▸ **Exercise requirements**: Exactly the lines from the start of the data below through the line that contains "import clsx from" are to be copied, with pictures left out.

▸ **Given material**:
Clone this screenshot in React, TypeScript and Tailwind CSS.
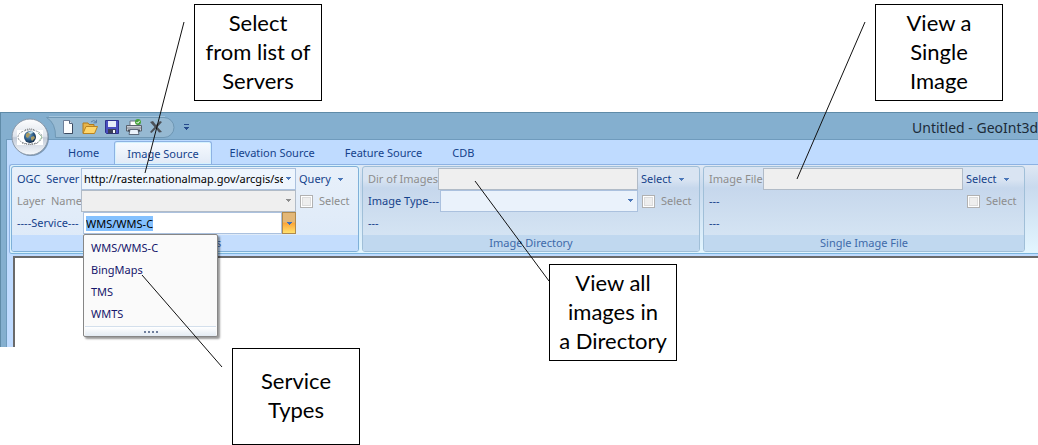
import { useEffect, useRef } from "react"
import type { ReactNode } from "react"
import clsx from "clsx"

const tabs = ["Home", "Image Source", "Elevation Source", "Feature Source", "CDB"]
const services = ["WMS/WMS-C", "BingMaps", "TMS", "WMTS"]

function Arrow({ className }: { className?: string }) {
  return (
    <svg viewBox="0 0 5 3" className={clsx("h-[3px] w-[5px] shrink-0", className)} shapeRendering="crispEdges">
      <path d="M0 0h5v1h-1v1h-1v1h-1v-1h-1v-1h-1z" fill="currentColor" />
    </svg>
  )
}

function GlobeButton() {
  return (
    <button type="button" aria-label="Application menu" className="absolute top-1 left-[9px] z-10 size-10">
      <svg viewBox="0 0 40 40" className="size-10">
        <defs>
          <linearGradient id="orb" x1="0" y1="0" x2="0" y2="1">
            <stop offset="0" stopColor="#fdfdfe" />
            <stop offset=".48" stopColor="#dfe4ec" />
            <stop offset=".52" stopColor="#c3cbd8" />
            <stop offset="1" stopColor="#f7fafd" />
          </linearGradient>
          <radialGradient id="earth" cx=".4" cy=".35" r=".7">
            <stop offset="0" stopColor="#6fa3c9" />
            <stop offset=".6" stopColor="#28557f" />
            <stop offset="1" stopColor="#10243d" />
          </radialGradient>
        </defs>
        <circle cx="21" cy="21" r="18" fill="#4b6b86" opacity=".6" />
        <circle cx="20" cy="20" r="18" fill="url(#orb)" stroke="#8997a8" />
        <rect x="7" y="13" width="26" height="15" fill="#fff" />
        <ellipse cx="20" cy="20" rx="12" ry="7" fill="none" stroke="#8d949c" strokeWidth="1" strokeDasharray="2 1" />
        <path d="M15 13q5-2 10 0M12 26q8 3 16 0" stroke="#666" fill="none" strokeDasharray="1 1" />
        <path d="M28 16l4 4-3 4" stroke="#a2c9a2" fill="none" />
        <circle cx="20" cy="20" r="6" fill="url(#earth)" />
        <path d="M16 17l3-2 2 2-2 2-1 2-2-1zM21 20l3-1 1 2-3 3-1-2z" fill="#a99a62" />
        <path d="M18 15l4-1 1 2-3 1z" fill="#bcdcec" />
      </svg>
    </button>
  )
}

function NewIcon() {
  return (
    <svg viewBox="0 0 16 16" className="size-4">
      <path d="M3.5 1.500h6l3 3v10h-9z" fill="#fdfeff" stroke="#6d7f99" />
      <path d="M9.500 1.500v3h3" fill="#cfdbe9" stroke="#52647f" />
      <path d="M12.500 5v9.500h-8" fill="none" stroke="#3c4a60" />
    </svg>
  )
}

function OpenIcon() {
  return (
    <svg viewBox="0 0 16 16" className="size-4">
      <path d="M1 14V4h5l1 1.500h5V8" fill="#e7b54a" stroke="#b07a1c" />
      <path d="M1 14.500L4 7.500h11.500l-3 7z" fill="#ffd66b" stroke="#b98321" />
      <path d="M9 3q3-3 5 0M14.500 .8v3h-3" fill="none" stroke="#5b7fa8" />
    </svg>
  )
}

function SaveIcon() {
  return (
    <svg viewBox="0 0 16 16" className="size-4">
      <path d="M1.500 1.500h13v13h-12l-1-1z" fill="#4a4fc0" stroke="#2d318c" />
      <path d="M4 2h8v6H4z" fill="#e6edf8" />
      <path d="M4 10h8v4.500H4z" fill="#3b3f58" />
      <path d="M9 11h2v3H9z" fill="#f4f6fb" />
    </svg>
  )
}

function PrintIcon() {
  return (
    <svg viewBox="0 0 16 16" className="size-4">
      <path d="M4 2h8v5H4z" fill="#fff" stroke="#6b7582" />
      <path d="M.5 6.500h15v5.500H.5z" fill="#c9ced6" stroke="#59616d" />
      <path d="M1 9h14" stroke="#81868e" />
      <path d="M4 10.500h8l1 5H3z" fill="#eaf2fb" stroke="#5d6a7c" />
      <path d="M2 10.500h2v2H2zM12 10.500h2v2h-2z" fill="#474d57" />
      <circle cx="12" cy="3" r="3" fill="#49a33c" />
      <path d="M10.500 3l1.200 1.200L13.700 1.800" fill="none" stroke="#fff" />
    </svg>
  )
}

function CloseIcon() {
  return (
    <svg viewBox="0 0 16 16" className="size-4">
      <path d="M2 3l3-1 3 4 4-4 2 1-4.500 5L14 13l-3 .5-3-4-4.500 4.500-1.500-1L6.500 8z" fill="#4c5158" />
    </svg>
  )
}

function QuickAccess() {
  return (
    <div className="relative ml-[45px] flex h-[22px] w-[130px] items-center">
      <svg viewBox="0 0 130 22" className="absolute inset-0 h-[22px] w-[130px]">
        <path
          d="M.5 1.500H118a10 10 0 0 1 0 20H9.500Q10 7 .5 1.500z"
          fill="#96b9d2"
          stroke="#6f97b4"
        />
        <path d="M3 .5H119" stroke="#a3c4dc" />
      </svg>
      <div className="relative ml-[14px] flex gap-[6px]">
        <button type="button" aria-label="New"><NewIcon /></button>
        <button type="button" aria-label="Open"><OpenIcon /></button>
        <button type="button" aria-label="Save"><SaveIcon /></button>
        <button type="button" aria-label="Print"><PrintIcon /></button>
        <button type="button" aria-label="Close"><CloseIcon /></button>
      </div>
    </div>
  )
}

function Group({ title, active, className, children }: {
  title: string
  active?: boolean
  className?: string
  children: ReactNode
}) {
  return (
    <section
      className={clsx(
        "flex shrink-0 flex-col rounded-[3px] border",
        active
          ? "border-[#7fb0d8] bg-linear-to-b from-[#e8f0fa] to-[#dce9f8] ring-1 ring-[#d8f2fd]"
          : "border-[#a0bfd8] bg-linear-to-b from-[#d9e4f2] from-15% via-[#c6d7ec] via-25% to-[#d9e8f5]",
        className,
      )}
    >
      <div className="px-[5px] pt-px">{children}</div>
      <h2
        className={clsx(
          "mt-px h-4 rounded-b-[2px] text-center leading-4",
          active ? "bg-[#c4ddfd] pl-[34px] text-[#3e6aaa]" : "bg-[#c0d8ef] text-[#3e6aaa]",
        )}
      >
        {title}
      </h2>
    </section>
  )
}

function CheckOption({ id }: { id: string }) {
  return (
    <label htmlFor={id} className="flex items-center gap-[6px] pl-1 text-[#8d8d8d]">
      <input
        id={id}
        type="checkbox"
        disabled
        className="size-[13px] appearance-none border border-[#b1b1b1] bg-[#eeeeee] shadow-[inset_0_0_0_1px_#fff,inset_0_0_0_2px_#dcdcdc]"
      />
      Select
    </label>
  )
}

function MenuButton({ children }: { children: string }) {
  return (
    <button type="button" className="flex items-center gap-[7px] pl-[3px] text-[#15428b]">
      {children}
      <Arrow className="text-[#4a76b8]" />
    </button>
  )
}

function Callout({ className, children }: { className: string; children: ReactNode }) {
  return (
    <div
      className={clsx(
        "absolute z-30 flex items-center justify-center border border-black bg-white pb-[3px] text-center font-['Lato',sans-serif] text-[22px] leading-[29px] text-black",
        className,
      )}
    >
      <p>{children}</p>
    </div>
  )
}

function ServerGroup() {
  const service = useRef<HTMLInputElement>(null)

  useEffect(() => {
    service.current?.focus()
    service.current?.select()
  }, [])

  return (
    <Group title="Servers" active className="w-[348px]">
      <div className="flex h-[22px]">
        <label htmlFor="server" className="w-16 shrink-0 leading-[22px] whitespace-pre">OGC  Server</label>
        <div className="relative w-[215px]">
          <select
            id="server"
            className="h-[22px] w-full appearance-none border border-[#abc1de] bg-[#eef5fd] pr-3 pl-[2px] text-black"
          >
            <option>http://raster.nationalmap.gov/arcgis/services</option>
          </select>
          <Arrow className="absolute top-[9px] right-[5px] text-[#4a76b8]" />
        </div>
        <MenuButton>Query</MenuButton>
      </div>
      <div className="flex h-[22px]">
        <label htmlFor="layer" className="w-16 shrink-0 leading-[22px] whitespace-pre text-[#8d8d8d]">Layer  Name</label>
        <div className="relative w-[215px]">
          <select
            id="layer"
            disabled
            className="h-[22px] w-full appearance-none border border-[#b1bbc7] bg-[#efefef] opacity-100"
          />
          <Arrow className="absolute top-[9px] right-[5px] text-[#8d8d8d]" />
        </div>
        <CheckOption id="layer-select" />
      </div>
      <div className="flex h-[22px]">
        <label htmlFor="service" className="w-[66px] shrink-0 leading-[22px]">----Service---</label>
        <div className="relative flex w-[213px]">
          <input
            ref={service}
            id="service"
            defaultValue="WMS/WMS-C"
            className="h-[22px] min-w-0 flex-1 border border-[#abc1de] bg-white pl-[2px] leading-[14px] text-black outline-none selection:bg-[#84c1ff] selection:text-black"
          />
          <button
            type="button"
            aria-label="Show services"
            className="flex h-[22px] w-[14px] items-center justify-center border border-[#b0894b] bg-linear-to-b from-[#e3b777] from-45% via-[#fba436] via-50% to-[#ffe16d] text-[#3f6fb8]"
          >
            <Arrow />
          </button>
          <ul className="absolute top-[22px] left-0 z-20 w-[135px] rounded-[2px] border border-[#868686] bg-[#fafafa] px-px pt-[2px] text-[#15156b] shadow-[2px_2px_2px_#0006]">
            {services.map((name) => (
              <li key={name} className="h-[22px] pl-[6px] leading-[22px]">{name}</li>
            ))}
            <li className="mt-px flex h-[10px] items-center justify-center gap-[2px] border-t border-[#d3dfec] bg-linear-to-b from-white to-[#e3ebf3]">
              {[0, 1, 2, 3].map((dot) => (
                <span key={dot} className="size-[2px] bg-[#6f7f9d]" />
              ))}
            </li>
          </ul>
        </div>
      </div>
    </Group>
  )
}

function DirectoryGroup() {
  return (
    <Group title="Image Directory" className="w-[338px]">
      <div className="flex h-[22px]">
        <label htmlFor="dir" className="w-[70px] shrink-0 leading-[22px] text-[#8d8d8d]">Dir of Images</label>
        <input id="dir" disabled className="h-[22px] w-[200px] border border-[#b1bbc7] bg-[#efefef]" />
        <MenuButton>Select</MenuButton>
      </div>
      <div className="flex h-[22px]">
        <label htmlFor="type" className="w-[72px] shrink-0 leading-[22px]">Image Type---</label>
        <div className="relative w-[198px]">
          <select id="type" className="h-[22px] w-full appearance-none border border-[#abc1de] bg-[#eaf2fb]" />
          <Arrow className="absolute top-[9px] right-[5px] text-[#4a76b8]" />
        </div>
        <CheckOption id="dir-select" />
      </div>
      <p className="h-[22px] leading-[22px]">---</p>
    </Group>
  )
}

function FileGroup() {
  return (
    <Group title="Single Image File" className="w-[322px]">
      <div className="flex h-[22px]">
        <label htmlFor="file" className="w-[54px] shrink-0 leading-[22px] text-[#8d8d8d]">Image File</label>
        <input id="file" disabled className="h-[22px] w-[200px] border border-[#b1bbc7] bg-[#efefef]" />
        <MenuButton>Select</MenuButton>
      </div>
      <div className="flex h-[22px] leading-[22px]">
        <p className="w-[254px]">---</p>
        <CheckOption id="file-select" />
      </div>
      <p className="h-[22px] leading-[22px]">---</p>
    </Group>
  )
}

export default function App() {
  return (
    <div className="relative min-h-screen overflow-hidden bg-white pt-28 font-['Noto_Sans',sans-serif] text-[11px] text-[#15428b]">
      <main className="relative border-t border-l border-[#5f8ba8] bg-[#84afcf]">
        <GlobeButton />

        {/* Title bar */}
        <header className="flex h-[26px] items-start pt-[3px]">
          <QuickAccess />
          <button type="button" aria-label="Customize toolbar" className="mt-2 ml-2 flex flex-col items-center gap-[2px] text-[#254a8c]">
            <span className="h-px w-[5px] bg-[#254a8c]" />
            <Arrow />
          </button>
          <h1 className="ml-auto w-[126px] overflow-hidden text-sm leading-6 whitespace-nowrap text-[#1c2b38]">
            Untitled - GeoInt3d
          </h1>
        </header>

        <div className="ml-[5px] border-t border-l border-[#6f9bbd] bg-[#bfdbff]">
          {/* Tabs */}
          <nav className="flex h-6 items-end pl-[46px]">
            {tabs.map((tab) => (
              <a
                key={tab}
                href="#"
                className={clsx(
                  "h-[23px] leading-[23px] whitespace-nowrap",
                  tab === "Image Source"
                    ? "z-10 mr-[3px] rounded-t-[3px] border border-b-0 border-[#8db2e3] bg-linear-to-b from-[#f6faff] to-[#e1eaf6] px-3 shadow-[inset_0_0_0_1px_#d5f2fe]"
                    : "px-[15px]",
                )}
              >
                {tab}
              </a>
            ))}
          </nav>

          {/* Ribbon */}
          <div className="ml-[2px] flex gap-[3px] rounded-l-[3px] border-y border-l border-[#8db2e3] border-b-[#7cb5dc] bg-linear-to-b from-[#dfe8f4] via-[#c9daee] via-25% to-[#e3f6ff] py-px pl-px">
            <ServerGroup />
            <DirectoryGroup />
            <FileGroup />
          </div>

          <div className="mt-[2px] ml-[6px] h-[91px] border-t-2 border-l-2 border-[#6a6a6a] bg-white" />
        </div>
      </main>

      {/* Annotations */}
      <svg className="pointer-events-none absolute inset-0 z-30 h-full w-full" stroke="#111" fill="none">
        <path d="M184 22L145 173M865 22L797 179M475 181L549 281M142 275L222 367" />
      </svg>
      <Callout className="top-1 left-[194px] h-[97px] w-32">Select<br />from list of<br />Servers</Callout>
      <Callout className="top-1 left-[875px] h-[97px] w-32">View a<br />Single<br />Image</Callout>
      <Callout className="top-[264px] left-[549px] h-[97px] w-32">View all<br />images in<br />a Directory</Callout>
      <Callout className="top-[348px] left-[232px] h-[97px] w-32">Service<br />Types</Callout>
    </div>
  )
}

▸ **Task result**:
Clone this screenshot in React, TypeScript and Tailwind CSS.
import { useEffect, useRef } from "react"
import type { ReactNode } from "react"
import clsx from "clsx"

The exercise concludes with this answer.